I have been watching the meteoric run of Barrack Hussein Obama for the past few months. It seems obvious that his strength is not in his stance on policy but in the collective American imagination. His victories have come from the imagination of people looking for others to improve their lives. This will make Barrack Hussein Obama harder to beat because, albeit imaginary, he is leading a movement.
Just as Ronald Reagan led a conservative movement, Barrack Hussein Obama is leading an emotional movement. Reagan lead a revolution based upon conservative principles, which were clearly outlined and defined. That movement was founded on the ideas of smaller government, lower taxes, and a strong national stance against communism. Barack Hussein Obama’s movement is based upon imagination and daydreaming about what “hope” means to the individual.
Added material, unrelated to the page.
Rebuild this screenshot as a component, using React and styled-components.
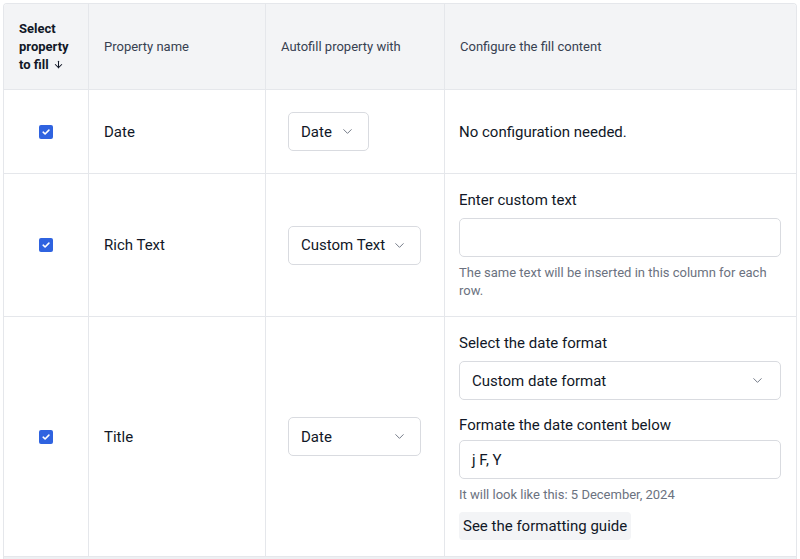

This will make him much harder to defeat because ‘hope’ springs eternal. He has tapped into the cry for help so many utter when they think of their own lives. Even though their personal views may not line up with reality, people vote based upon their perception, not based upon the facts. In order to better understand Barack Hussein Obama we should look at the persuasive power of emotional leaders of the past.
Leaders of great movements have the ability to identify with the problem, real or imagined, of those being led. Bill Clinton had, “I feel your pain” when he ran for President; Barack Hussein Obama offers ‘hope’ that the pain will go away. It does not matter if the pain is in the imagination of the masses – it only matters that they feel the pain.